Nesse estudo, está demonstrado que é possível deslocar recursos equivalentes a 5% do PIB [Produto Interno Bruto] dessa base de tributação do consumo para a base de tributação da renda e patrimônio de forma progressiva, sem alterar a carga tributária.

Além disso, não há porque a gente dizer que a carga tributária não possa aumentar. Todos os países que se desenvolveram aumentaram carga tributária, mas não sobre o andar de baixo da sociedade, e, sim, sobre quem tem capacidade contributiva. O país precisa se desenvolver e a reforma tributária tem que ser uma indutora desse desenvolvimento.

De proposta concreta, o que a gente tem é uma reestruturação da tabela progressiva de imposto. Primeiro, todos os rendimentos devem ir para a tabela. Por que o salário vai e o lucro não vai? Reestrutura a tabela de alíquota, vai até 40% e quem vai pagar os 40%? Quem ganha acima de 80 salários mínimos por mês.

Para quem ganha acima de um milhão por ano, nós propomos que pague uma contribuição social que ajude no orçamento da seguridade social.

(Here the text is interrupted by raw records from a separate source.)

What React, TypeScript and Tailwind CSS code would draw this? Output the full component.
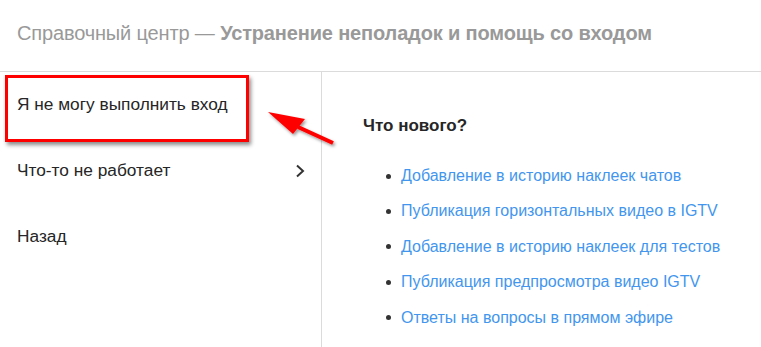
import React from 'react';

const links = [
  'Добавление в историю наклеек чатов',
  'Публикация горизонтальных видео в IGTV',
  'Добавление в историю наклеек для тестов',
  'Публикация предпросмотра видео IGTV',
  'Ответы на вопросы в прямом эфире',
];

const App = () => {
  return (
    <div className="relative w-[761px] h-[347px] overflow-hidden bg-white font-['Liberation_Sans',Arial,sans-serif]">
      <header className="h-[72px] border-b border-[#dbdbdb] flex items-center pl-[17px] pb-[6px]">
        <h1 className="text-[20px] text-[#999999] tracking-[-0.15px]">
          Справочный центр — <span className="font-bold">Устранение неполадок и помощь со входом</span>
        </h1>
      </header>

      <div className="flex h-[275px]">
        <nav className="w-[322px] shrink-0 border-r border-[#dbdbdb] relative">
          <div className="h-[66px] flex items-center pl-[17px] text-[17.3px] text-[#262626]">
            Я не могу выполнить вход
          </div>
          <div className="h-[66px] flex items-center justify-between pl-[17px] pr-[16px] text-[17.3px] text-[#262626]">
            <span>Что-то не работает</span>
            <svg width="10" height="14" viewBox="0 0 10 14">
              <polyline points="2,1.5 8,7 2,12.5" fill="none" stroke="#333" strokeWidth="2" />
            </svg>
          </div>
          <div className="h-[66px] flex items-center pl-[17px] text-[17.3px] text-[#262626]">
            Назад
          </div>

          {/* annotation box */}
          <div className="absolute left-[5px] top-[3px] w-[244px] h-[67px] border-[3px] border-[#ff0000] shadow-[2px_3px_4px_rgba(0,0,0,0.45)] pointer-events-none" />
        </nav>

        <section className="pl-[41px] pt-[44px]">
          <h2 className="text-[17px] font-bold text-[#262626] leading-[20px]">Что нового?</h2>
          <ul className="mt-[30px] pl-[23px] flex flex-col gap-[15.4px]">
            {links.map((t) => (
              <li key={t} className="flex items-center h-[20px]">
                <span className="w-[5px] h-[5px] rounded-full bg-[#333] mr-[10px]" />
                <a className="text-[16px] text-[#4396ee] leading-[20px]">{t}</a>
              </li>
            ))}
          </ul>
        </section>
      </div>

      {/* annotation arrow */}
      <svg className="absolute left-0 top-0 pointer-events-none" width="761" height="347" viewBox="0 0 761 347">
        <defs>
          <filter id="sh" x="-20%" y="-20%" width="140%" height="140%">
            <feDropShadow dx="1.5" dy="2" stdDeviation="1.5" floodColor="#000" floodOpacity="0.4" />
          </filter>
        </defs>
        <g filter="url(#sh)">
          <line x1="298" y1="127" x2="333" y2="143" stroke="#ff0000" strokeWidth="4" />
          <polygon points="268,112 305,119 293,134" fill="#ff0000" />
        </g>
      </svg>
    </div>
  );
};

export default App;
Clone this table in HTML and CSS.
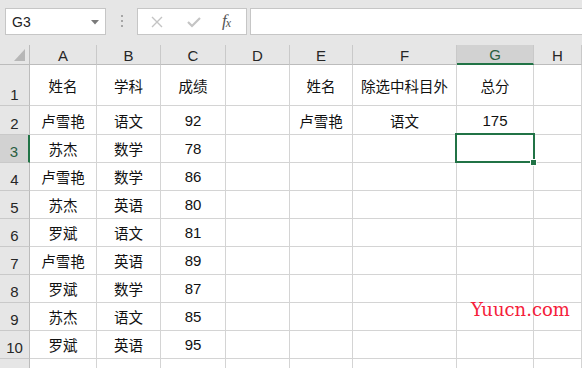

Dessa forma, a gente vai diminuir PIS [Programa de Integração Social] e Cofins [Contribuição para o Financiamento da Seguridade Social], tributos que também financiam a seguridade, mas impactam os preços das mercadorias e dos serviços.

Há propostas também de tributação para grandes heranças, de aperfeiçoamento na fiscalização de operações de comércio exterior, combate aos paraísos fiscais. É uma proposta completa, que inclusive foi abraçada pelos partidos de oposição. Se organizações populares e sindicatos perceberem a importância de discutir a tributação, o debate sobre essa proposta ganha mais força.

Tudo bem, o desânimo é grande com tudo o que vem acontecendo no Brasil, mas é preciso que a gente se mantenha no debate. Se tivermos consciência de que esse instrumento é importante e que a história já mostra que isso deu certo, a questão tributária pode ser uma ideia-força para nos mobilizar.

Essa conversa não pode ficar só entre empresários e políticos. Ela precisa chegar ao povo. É uma ideia-força, porque é muito evidente o contraste entre alguém que recebe R$ 22 bilhões de lucros isentos de imposto sobre esse valor e o trabalhador precarizado, massacrado, sem direito algum.